> _Given request_: List each line of the data that holds the word "React".

------ Given data ------

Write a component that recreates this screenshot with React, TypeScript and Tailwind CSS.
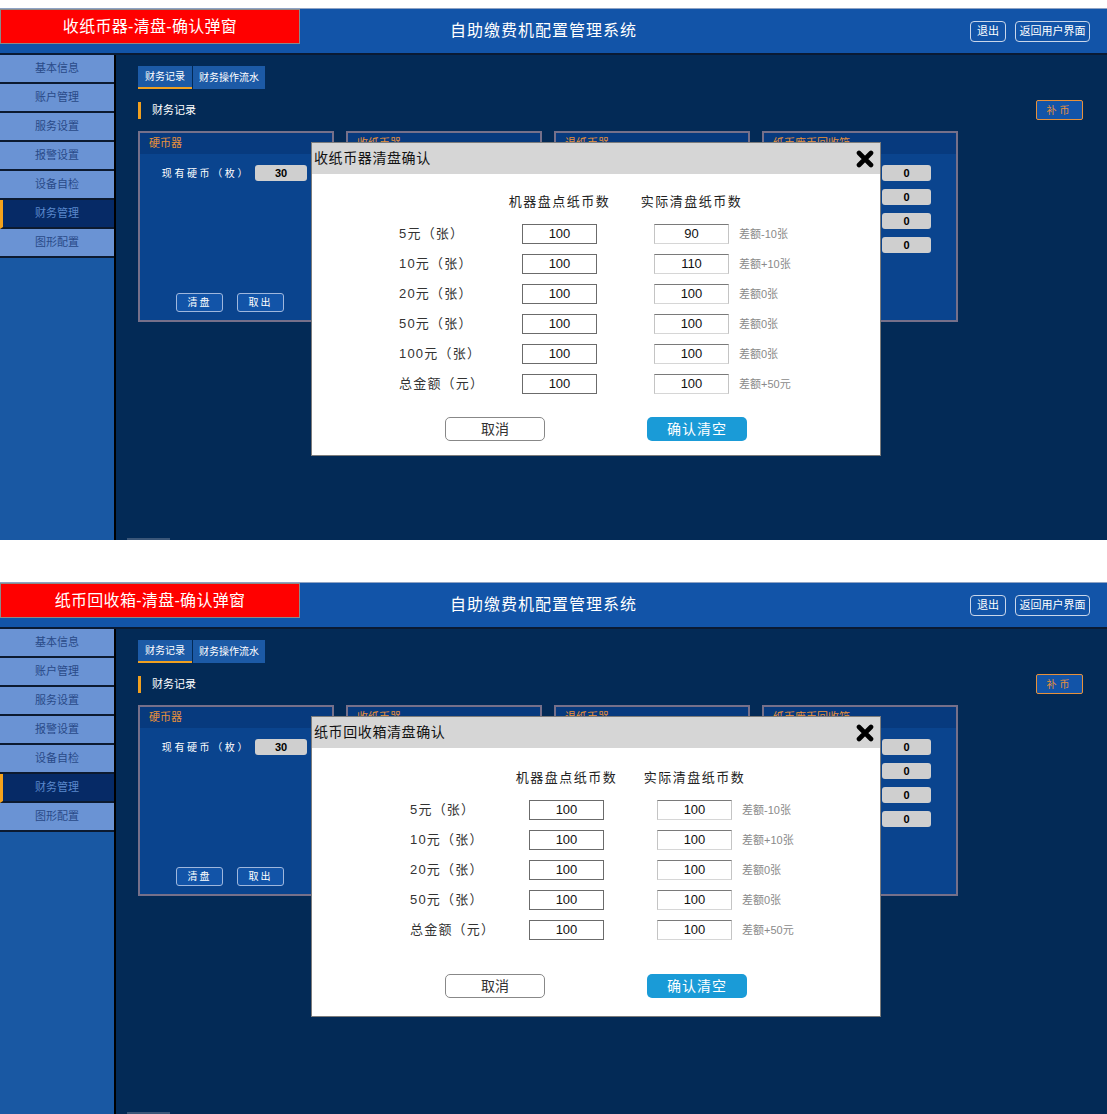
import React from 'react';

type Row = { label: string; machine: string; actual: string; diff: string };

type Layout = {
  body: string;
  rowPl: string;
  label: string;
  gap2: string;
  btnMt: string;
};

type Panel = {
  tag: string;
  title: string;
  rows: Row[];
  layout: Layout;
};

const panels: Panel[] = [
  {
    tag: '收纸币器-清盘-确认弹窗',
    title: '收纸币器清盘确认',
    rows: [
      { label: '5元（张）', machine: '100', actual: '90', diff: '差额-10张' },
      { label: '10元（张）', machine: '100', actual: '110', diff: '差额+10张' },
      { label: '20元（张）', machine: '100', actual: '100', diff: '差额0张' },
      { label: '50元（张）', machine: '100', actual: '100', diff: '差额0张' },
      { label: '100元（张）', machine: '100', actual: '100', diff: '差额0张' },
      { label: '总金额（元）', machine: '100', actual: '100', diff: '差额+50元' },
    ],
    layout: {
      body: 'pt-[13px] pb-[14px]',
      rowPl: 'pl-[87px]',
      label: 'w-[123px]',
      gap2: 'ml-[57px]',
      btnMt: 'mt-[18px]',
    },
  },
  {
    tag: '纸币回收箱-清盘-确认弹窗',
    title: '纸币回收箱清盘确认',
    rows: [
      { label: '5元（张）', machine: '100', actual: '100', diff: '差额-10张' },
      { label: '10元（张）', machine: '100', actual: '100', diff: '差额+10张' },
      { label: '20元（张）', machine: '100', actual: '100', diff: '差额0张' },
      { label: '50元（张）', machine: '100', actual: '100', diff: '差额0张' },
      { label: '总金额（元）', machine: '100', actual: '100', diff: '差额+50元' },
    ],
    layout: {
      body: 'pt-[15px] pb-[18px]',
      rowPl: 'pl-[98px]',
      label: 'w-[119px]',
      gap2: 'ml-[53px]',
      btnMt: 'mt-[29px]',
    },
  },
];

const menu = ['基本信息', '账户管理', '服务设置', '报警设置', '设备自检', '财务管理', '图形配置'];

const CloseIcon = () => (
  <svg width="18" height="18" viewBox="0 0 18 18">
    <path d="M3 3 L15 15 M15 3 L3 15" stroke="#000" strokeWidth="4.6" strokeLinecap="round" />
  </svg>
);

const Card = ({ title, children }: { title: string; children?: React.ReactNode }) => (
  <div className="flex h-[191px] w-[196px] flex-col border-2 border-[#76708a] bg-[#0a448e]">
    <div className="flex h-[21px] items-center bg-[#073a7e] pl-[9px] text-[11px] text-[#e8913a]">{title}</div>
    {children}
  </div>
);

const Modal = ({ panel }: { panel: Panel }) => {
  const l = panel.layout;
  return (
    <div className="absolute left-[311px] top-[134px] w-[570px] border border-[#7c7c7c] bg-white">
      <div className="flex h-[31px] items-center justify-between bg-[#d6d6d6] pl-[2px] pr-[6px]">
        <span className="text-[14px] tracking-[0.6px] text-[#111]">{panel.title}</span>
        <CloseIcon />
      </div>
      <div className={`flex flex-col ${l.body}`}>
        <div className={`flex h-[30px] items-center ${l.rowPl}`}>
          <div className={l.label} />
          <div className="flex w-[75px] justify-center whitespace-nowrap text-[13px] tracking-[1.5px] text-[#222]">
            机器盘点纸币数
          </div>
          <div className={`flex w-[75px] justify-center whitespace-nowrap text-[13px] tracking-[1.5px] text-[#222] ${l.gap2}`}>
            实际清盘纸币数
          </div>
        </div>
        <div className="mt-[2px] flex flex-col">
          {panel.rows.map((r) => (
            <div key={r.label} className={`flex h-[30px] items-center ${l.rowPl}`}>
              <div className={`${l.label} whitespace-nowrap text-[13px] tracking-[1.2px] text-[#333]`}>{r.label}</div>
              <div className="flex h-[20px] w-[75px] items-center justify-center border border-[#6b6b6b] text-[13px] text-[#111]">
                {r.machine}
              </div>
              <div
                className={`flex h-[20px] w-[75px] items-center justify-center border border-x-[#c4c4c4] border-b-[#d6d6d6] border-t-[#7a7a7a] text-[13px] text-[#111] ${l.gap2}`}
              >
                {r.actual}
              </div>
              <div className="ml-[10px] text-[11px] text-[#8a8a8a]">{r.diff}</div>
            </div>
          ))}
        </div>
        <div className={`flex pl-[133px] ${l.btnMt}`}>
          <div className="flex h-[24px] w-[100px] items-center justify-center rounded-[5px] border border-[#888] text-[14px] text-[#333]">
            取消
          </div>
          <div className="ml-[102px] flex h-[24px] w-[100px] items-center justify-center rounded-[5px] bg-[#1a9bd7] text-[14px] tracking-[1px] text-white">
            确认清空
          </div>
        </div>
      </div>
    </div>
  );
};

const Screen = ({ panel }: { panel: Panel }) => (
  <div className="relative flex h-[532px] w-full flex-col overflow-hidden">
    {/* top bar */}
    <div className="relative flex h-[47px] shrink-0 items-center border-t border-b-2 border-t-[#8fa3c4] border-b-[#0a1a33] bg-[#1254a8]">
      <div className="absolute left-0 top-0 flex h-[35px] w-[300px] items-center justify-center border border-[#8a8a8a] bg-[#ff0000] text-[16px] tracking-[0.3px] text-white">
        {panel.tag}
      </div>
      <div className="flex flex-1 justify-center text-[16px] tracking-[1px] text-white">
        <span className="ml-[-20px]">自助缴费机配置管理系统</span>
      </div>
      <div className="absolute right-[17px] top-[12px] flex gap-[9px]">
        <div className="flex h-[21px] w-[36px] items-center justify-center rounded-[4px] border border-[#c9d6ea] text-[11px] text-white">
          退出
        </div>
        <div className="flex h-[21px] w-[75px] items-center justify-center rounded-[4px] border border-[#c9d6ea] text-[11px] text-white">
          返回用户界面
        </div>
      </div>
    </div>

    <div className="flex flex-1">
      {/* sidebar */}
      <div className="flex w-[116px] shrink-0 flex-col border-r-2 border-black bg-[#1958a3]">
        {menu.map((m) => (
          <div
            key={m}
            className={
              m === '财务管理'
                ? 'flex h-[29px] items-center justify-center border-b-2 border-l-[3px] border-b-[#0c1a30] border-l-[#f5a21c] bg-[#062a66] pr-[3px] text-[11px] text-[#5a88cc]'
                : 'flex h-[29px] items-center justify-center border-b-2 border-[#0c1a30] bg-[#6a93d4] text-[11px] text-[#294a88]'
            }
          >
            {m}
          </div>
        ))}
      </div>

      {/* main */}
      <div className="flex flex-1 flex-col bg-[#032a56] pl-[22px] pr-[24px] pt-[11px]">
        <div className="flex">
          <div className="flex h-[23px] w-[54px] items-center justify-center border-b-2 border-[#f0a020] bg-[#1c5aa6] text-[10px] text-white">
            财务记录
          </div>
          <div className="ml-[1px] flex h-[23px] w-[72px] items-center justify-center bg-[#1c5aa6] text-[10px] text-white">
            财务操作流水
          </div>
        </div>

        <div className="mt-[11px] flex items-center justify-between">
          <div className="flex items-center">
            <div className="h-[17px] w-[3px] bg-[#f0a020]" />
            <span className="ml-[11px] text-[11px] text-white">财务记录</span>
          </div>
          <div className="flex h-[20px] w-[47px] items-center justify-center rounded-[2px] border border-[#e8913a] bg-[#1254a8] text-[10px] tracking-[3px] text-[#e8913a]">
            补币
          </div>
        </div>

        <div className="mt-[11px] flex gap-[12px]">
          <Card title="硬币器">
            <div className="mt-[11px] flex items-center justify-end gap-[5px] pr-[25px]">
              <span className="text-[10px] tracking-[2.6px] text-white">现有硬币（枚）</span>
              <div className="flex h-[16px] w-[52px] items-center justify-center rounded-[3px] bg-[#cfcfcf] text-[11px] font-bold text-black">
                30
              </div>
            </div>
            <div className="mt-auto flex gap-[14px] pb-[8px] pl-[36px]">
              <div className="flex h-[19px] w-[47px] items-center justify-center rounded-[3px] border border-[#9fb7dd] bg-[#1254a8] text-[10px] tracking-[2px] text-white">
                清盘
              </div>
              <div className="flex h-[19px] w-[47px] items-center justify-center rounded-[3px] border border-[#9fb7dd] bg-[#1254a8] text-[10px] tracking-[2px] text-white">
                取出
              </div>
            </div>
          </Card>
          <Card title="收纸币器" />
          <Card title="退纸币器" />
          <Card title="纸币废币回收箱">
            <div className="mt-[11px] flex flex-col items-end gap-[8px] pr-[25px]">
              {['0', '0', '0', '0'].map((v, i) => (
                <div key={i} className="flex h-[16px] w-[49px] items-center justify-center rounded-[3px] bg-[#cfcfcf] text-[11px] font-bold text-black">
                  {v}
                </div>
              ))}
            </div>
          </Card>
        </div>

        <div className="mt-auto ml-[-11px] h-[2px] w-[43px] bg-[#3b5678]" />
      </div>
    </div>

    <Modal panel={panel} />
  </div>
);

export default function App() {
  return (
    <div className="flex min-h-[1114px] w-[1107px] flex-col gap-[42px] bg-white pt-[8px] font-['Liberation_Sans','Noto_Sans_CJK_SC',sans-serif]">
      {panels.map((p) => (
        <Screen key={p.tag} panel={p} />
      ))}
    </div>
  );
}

------

> _Task result_:
Write a component that recreates this screenshot with React, TypeScript and Tailwind CSS.
import React from 'react';
const Card = ({ title, children }: { title: string; children?: React.ReactNode }) => (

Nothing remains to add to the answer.